Bridge Burner – Null Apostle (Art as Catharsis)

What exactly are we hearing here? The press release for Bridge Burner‘s debut full-length Null Apostle calls it blackened hardcore / grind, which is certainly a way to cram three genres into one descriptor. Even that effort doesn’t encompass the range of sounds the album subjects the listener to, as the band draws from anywhere they like in their expulsion of despair, corrosion and evil. The result is an excoriating half hour, that for all its variety of influences displays a cohesive focus and a relentless grasp of the listener’s attention.

Opening tracks The Blood Easily Follows and The Blood Never Lies flow seamlessly together, and combined they form a musical mission statement for the album to come. Easily Follows creeps into the eardrums with a howling wind and the faintest scrape of feedback, suddenly cut across by Gary Brown‘s tar-thick bassline and Cam Sinclair‘s ominous, pounding drums. Soon joined by vocalist Ben Read‘s bilous screams, the song takes it’s time to build, retreating into feedback a moment before Josh Hughes drops into the mix with a crushingly heavy guitar note. The song progresses inevitably from there, a patiently oppressive blackened doom trudge.
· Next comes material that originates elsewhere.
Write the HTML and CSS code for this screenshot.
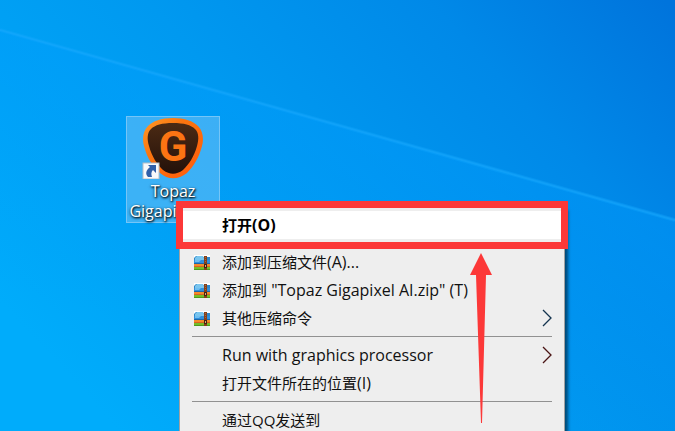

Bridge Burner don’t allow the last notes to linger long before launching into The Blood Never Lies, a sudden grind assault that transmutes all the horror and despair of the first track into hatred and defiance. The slow, layered build is replaced with jackhammer blast beats, driving riffs and pinpoint-tight breaks and transitions.

 By no means has Bridge Burner’s reportoire of metal or punk subgenres been exhausted at this point. Keehauler mixes old-school death metal riffs in with the grind, and features superbly rage-fuelled guest vocals by Jelena Galuza (of Melbourne hardcore outfit Outright). Second single Witches Alone has the frost of second wave black metal, while lead single Cultfathers features a bitter call and response between Read and Tali Williams (local punks Human Resource and DIAL).

 Regardless of the universally dark and heavy genres they pull from throughout the album, Null Apostle always turns on those first two axis; building despair leading to explosions that never quite bring catharsis. For such a heavy and uncompromising album, the sense of pace and balance is impressive. Bridge Burner never let the listener become desensitised to the violence, or let the horror stale into ennui.

 And the performances are masterful. Read sounds disgusted and desperate, moving between deep death growls and raspy shrieks. Sinclair sound equally at home with driving metal or pounding hardcore, while Hughes can scrape out your ears at one moments and crush your intestines the next. Throughout it all that grossly thick bass binds everything like napalm. It’s a dense and complex album, but I’m going to wrap it up simply: Null Apostle is a tour de force.